| The task |
Skip every image and restate the data word for word.

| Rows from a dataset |
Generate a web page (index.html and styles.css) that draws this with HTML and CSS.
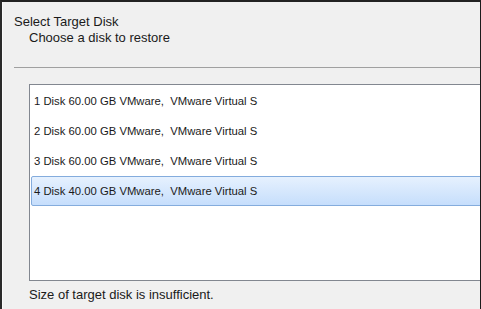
FILE: index.html
```html
<!DOCTYPE html>
<html lang="en">
<head>
    <meta charset="UTF-8">
    <title>Select Target Disk</title>
    <link rel="stylesheet" href="styles.css">
</head>
<body>

    <div class="window">
        <!-- Wizard header -->
        <div class="header">
            <div class="title">Select Target Disk</div>
            <div class="subtitle">Choose a disk to restore</div>
        </div>
        <div class="rule"></div>

        <!-- Disk list -->
        <div class="list">
            <div class="row">1 Disk 60.00 GB VMware,  VMware Virtual S</div>
            <div class="row">2 Disk 60.00 GB VMware,  VMware Virtual S</div>
            <div class="row">3 Disk 60.00 GB VMware,  VMware Virtual S</div>
            <div class="row selected">4 Disk 40.00 GB VMware,  VMware Virtual S</div>
        </div>

        <p class="status">Size of target disk is insufficient.</p>
        <div class="rule bottom"></div>
    </div>

</body>
</html>
```

FILE: styles.css
```css
body { margin: 0; font-family: "Liberation Sans", Arial, sans-serif; color: #1a1a1a; }
.window { width: 481px; height: 309px; box-sizing: border-box; background: #f0f0f0; border-top: 2px solid #222; border-left: 2px solid #2a2a2a; border-right: 1px solid #1c1c1c; box-shadow: inset 1px 0 #fafafa; overflow: hidden; }
.header { padding: 12px 0 0 12px; font-size: 13px; line-height: 16px; }
.subtitle { padding-left: 15px; }
.rule { height: 1px; background: #a0a0a0; margin: 21px 0 0 12px; }
.list { height: 194px; margin: 16px -10px 0 27px; background: #fff; border: 1px solid #828790; padding: 1px 1px 0 1px; }
.row { height: 28px; line-height: 28px; padding-left: 2px; border: 1px solid transparent; border-radius: 2px; font-size: 11.3px; white-space: pre; }
.selected { border-color: #84acdd; background: linear-gradient(#e6f1fe, #c6defc); }
.status { margin: 6px 0 0 27px; font-size: 13px; line-height: 16px; }
.rule.bottom { margin: 6px 0 0 27px; background: #8a8a8a; }
```
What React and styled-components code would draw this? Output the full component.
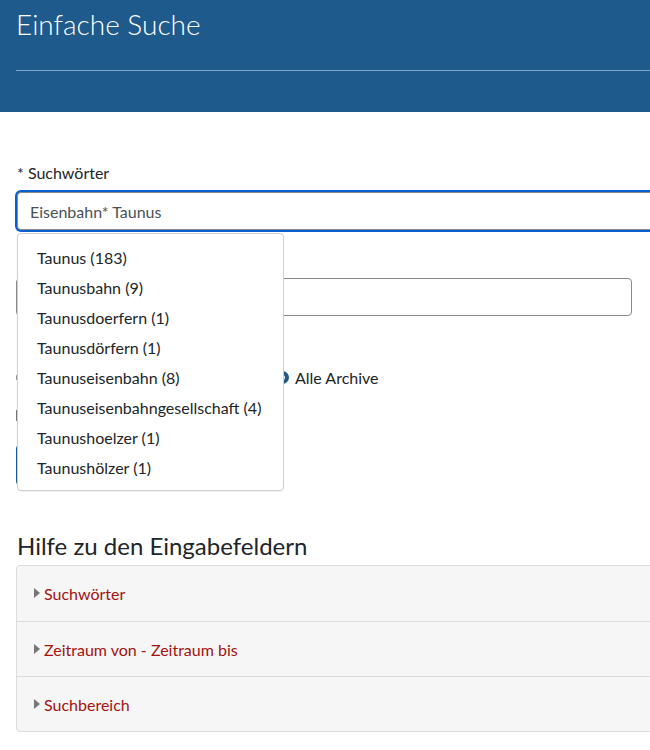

| Answer in full |
Generate a web page (index.html and styles.css) that draws this with HTML and CSS.
FILE: index.html
```html
<!DOCTYPE html>
<html lang="en">
<head>
    <meta charset="UTF-8">
    <title>Select Target Disk</title>
    <link rel="stylesheet" href="styles.css">
</head>
<body>

    <div class="window">
        <!-- Wizard header -->
        <div class="header">
            <div class="title">Select Target Disk</div>
            <div class="subtitle">Choose a disk to restore</div>
        </div>
        <div class="rule"></div>

        <!-- Disk list -->
        <div class="list">
            <div class="row">1 Disk 60.00 GB VMware,  VMware Virtual S</div>
            <div class="row">2 Disk 60.00 GB VMware,  VMware Virtual S</div>
            <div class="row">3 Disk 60.00 GB VMware,  VMware Virtual S</div>
            <div class="row selected">4 Disk 40.00 GB VMware,  VMware Virtual S</div>
        </div>

        <p class="status">Size of target disk is insufficient.</p>
        <div class="rule bottom"></div>
    </div>

</body>
</html>
```

FILE: styles.css
```css
body { margin: 0; font-family: "Liberation Sans", Arial, sans-serif; color: #1a1a1a; }
.window { width: 481px; height: 309px; box-sizing: border-box; background: #f0f0f0; border-top: 2px solid #222; border-left: 2px solid #2a2a2a; border-right: 1px solid #1c1c1c; box-shadow: inset 1px 0 #fafafa; overflow: hidden; }
.header { padding: 12px 0 0 12px; font-size: 13px; line-height: 16px; }
.subtitle { padding-left: 15px; }
.rule { height: 1px; background: #a0a0a0; margin: 21px 0 0 12px; }
.list { height: 194px; margin: 16px -10px 0 27px; background: #fff; border: 1px solid #828790; padding: 1px 1px 0 1px; }
.row { height: 28px; line-height: 28px; padding-left: 2px; border: 1px solid transparent; border-radius: 2px; font-size: 11.3px; white-space: pre; }
.selected { border-color: #84acdd; background: linear-gradient(#e6f1fe, #c6defc); }
.status { margin: 6px 0 0 27px; font-size: 13px; line-height: 16px; }
.rule.bottom { margin: 6px 0 0 27px; background: #8a8a8a; }
```
What React and styled-components code would draw this? Output the full component.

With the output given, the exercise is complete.